I knew I was in love with Thor and we both knew we would get married one day but it just seemed so soon after three months of us “officially” being together. I struggled a lot with what other people were going to think about the fact that we hadn’t been together very long because not everyone knew about the three year journey we had been on before all of this. I also didn’t want anyone to think we were only getting married because I was pregnant. I don’t think that’s ever a reason to marry someone. I was driving with my mom one day and she just straight up asked me are you going to marry Thor someday? Yes. Why wait? I have no idea. We started planning immediately.

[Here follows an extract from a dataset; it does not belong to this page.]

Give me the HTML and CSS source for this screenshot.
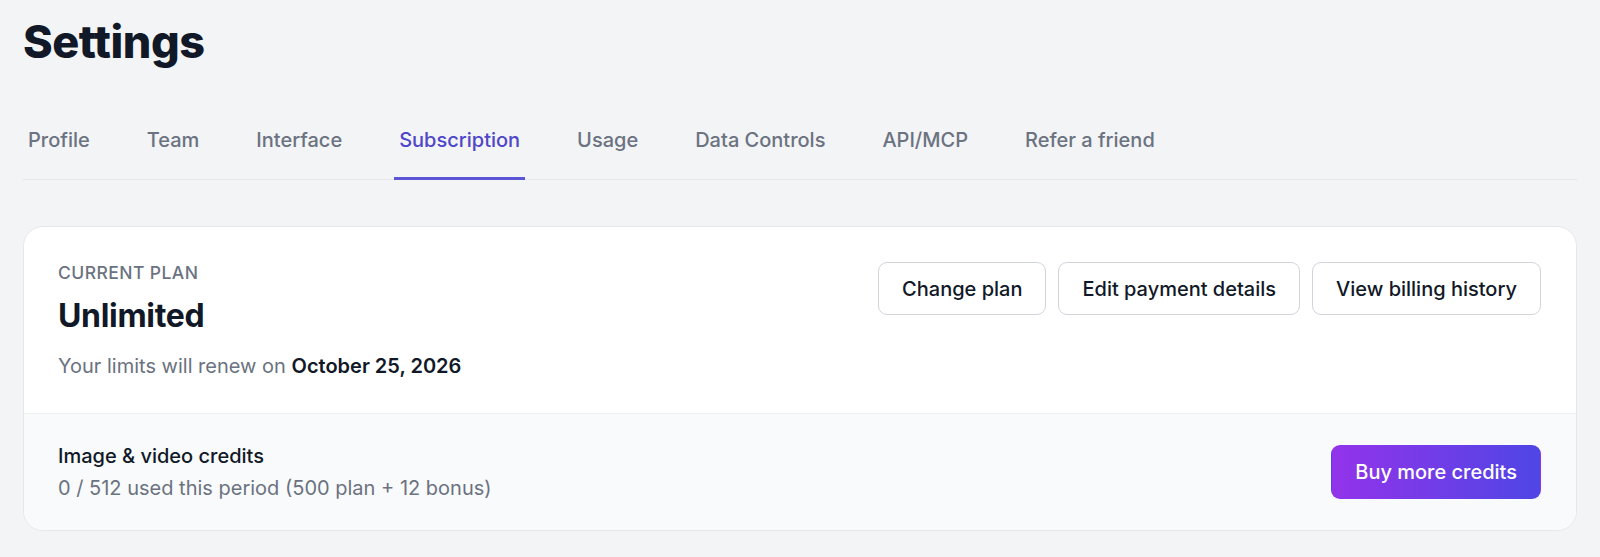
FILE: index.html
```html
<!DOCTYPE html>
<html lang="en">
<head>
<meta charset="utf-8">
<title>Settings</title>
<link rel="stylesheet" href="styles.css">
</head>
<body>
<main class="page">
  <h1 class="page-title">Settings</h1>
  <nav class="tabs">
    <a class="tab">Profile</a>
    <a class="tab">Team</a>
    <a class="tab">Interface</a>
    <a class="tab tab-active">Subscription</a>
    <a class="tab">Usage</a>
    <a class="tab">Data Controls</a>
    <a class="tab">API/MCP</a>
    <a class="tab">Refer a friend</a>
  </nav>
  <section class="card">
    <div class="plan">
      <div class="plan-info">
        <div class="plan-label">CURRENT PLAN</div>
        <div class="plan-name">Unlimited</div>
        <div class="plan-renew">Your limits will renew on <strong>October 25, 2026</strong></div>
      </div>
      <div class="plan-actions">
        <button class="btn">Change plan</button>
        <button class="btn">Edit payment details</button>
        <button class="btn">View billing history</button>
      </div>
    </div>
    <div class="credits">
      <div class="credits-info">
        <div class="credits-title">Image &amp; video credits</div>
        <div class="credits-sub">0 / 512 used this period (500 plan + 12 bonus)</div>
      </div>
      <button class="btn-primary">Buy more credits</button>
    </div>
  </section>
</main>
</body>
</html>
```
FILE: styles.css
```css
* { box-sizing: border-box; }
html, body {
  margin: 0;
  padding: 0;
  background: #f3f4f6;
}
body {
  font-family: Inter, "Liberation Sans", sans-serif;
  color: #111827;
  -webkit-font-smoothing: antialiased;
}
.page {
  padding: 17px 23px 0 23px;
}
.page-title {
  margin: 0;
  font-size: 45px;
  line-height: 50px;
  font-weight: 800;
  letter-spacing: -0.01em;
  color: #111827;
}
.tabs {
  display: flex;
  gap: 47px;
  margin-top: 59px;
  border-bottom: 1px solid #e5e7eb;
}
.tab {
  display: block;
  padding: 0 5px 23px 5px;
  font-size: 20px;
  line-height: 28px;
  font-weight: 500;
  color: #6b7280;
  border-bottom: 3px solid transparent;
  margin-bottom: -1px;
  cursor: pointer;
}
.tab-active {
  color: #4f46c9;
  border-bottom-color: #5b55d6;
}
.card {
  margin-top: 46px;
  background: #ffffff;
  border: 1px solid #e5e7eb;
  border-radius: 20px;
  overflow: hidden;
}
.plan {
  display: flex;
  justify-content: space-between;
  align-items: flex-start;
  padding: 35px 35px 32px 34px;
}
.plan-label {
  font-size: 17.5px;
  line-height: 22px;
  font-weight: 500;
  letter-spacing: 0.025em;
  color: #6b7280;
}
.plan-name {
  margin-top: 12px;
  font-size: 32px;
  line-height: 40px;
  font-weight: 700;
  letter-spacing: -0.01em;
  color: #111827;
}
.plan-renew {
  margin-top: 15px;
  font-size: 20px;
  line-height: 30px;
  color: #6b7280;
}
.plan-renew strong {
  font-weight: 600;
  color: #111827;
}
.plan-actions {
  display: flex;
  gap: 12px;
}
.btn {
  font-family: inherit;
  font-size: 20px;
  line-height: 28px;
  font-weight: 500;
  color: #111827;
  background: #ffffff;
  border: 1px solid #d1d5db;
  border-radius: 9px;
  padding: 11.5px 23px;
  cursor: pointer;
}
.credits {
  display: flex;
  justify-content: space-between;
  align-items: center;
  padding: 28px 35px 28px 34px;
  background: #f9fafb;
  border-top: 1px solid #f0f1f3;
}
.credits-title {
  font-size: 20px;
  line-height: 28px;
  font-weight: 500;
  color: #111827;
}
.credits-sub {
  margin-top: 4px;
  font-size: 20px;
  line-height: 28px;
  color: #6b7280;
}
.btn-primary {
  font-family: inherit;
  font-size: 20px;
  line-height: 28px;
  font-weight: 500;
  color: #ffffff;
  background: linear-gradient(90deg, #9333ea, #4f46e5);
  border: 1px solid transparent;
  border-radius: 9px;
  padding: 12px 23px;
  cursor: pointer;
}
```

There were so many people rooting for us and helping us. My mom should get an award for best wedding planned in the shortest amount of time. Everything fell into place so perfectly. It was just confirmation that it was all part of the Lords plan for us to be together. The venue was perfect, our photographers felt like family, the flowers were exactly what I wanted, I found a dress I loved, and my wedding was a dream come true.
I have never been happier. I am married to the most incredible man and we have a sweet little baby on the way that we will get to meet in July. My friends and family have shown us so much love and support. I love them so much and I could spend forever saying thank you.
A few months ago I wasn’t ready to give up my senior year of college and now I am so excited for this new chapter in my life. It definitely wasn’t what I had planned…but the Lords plans are so much better.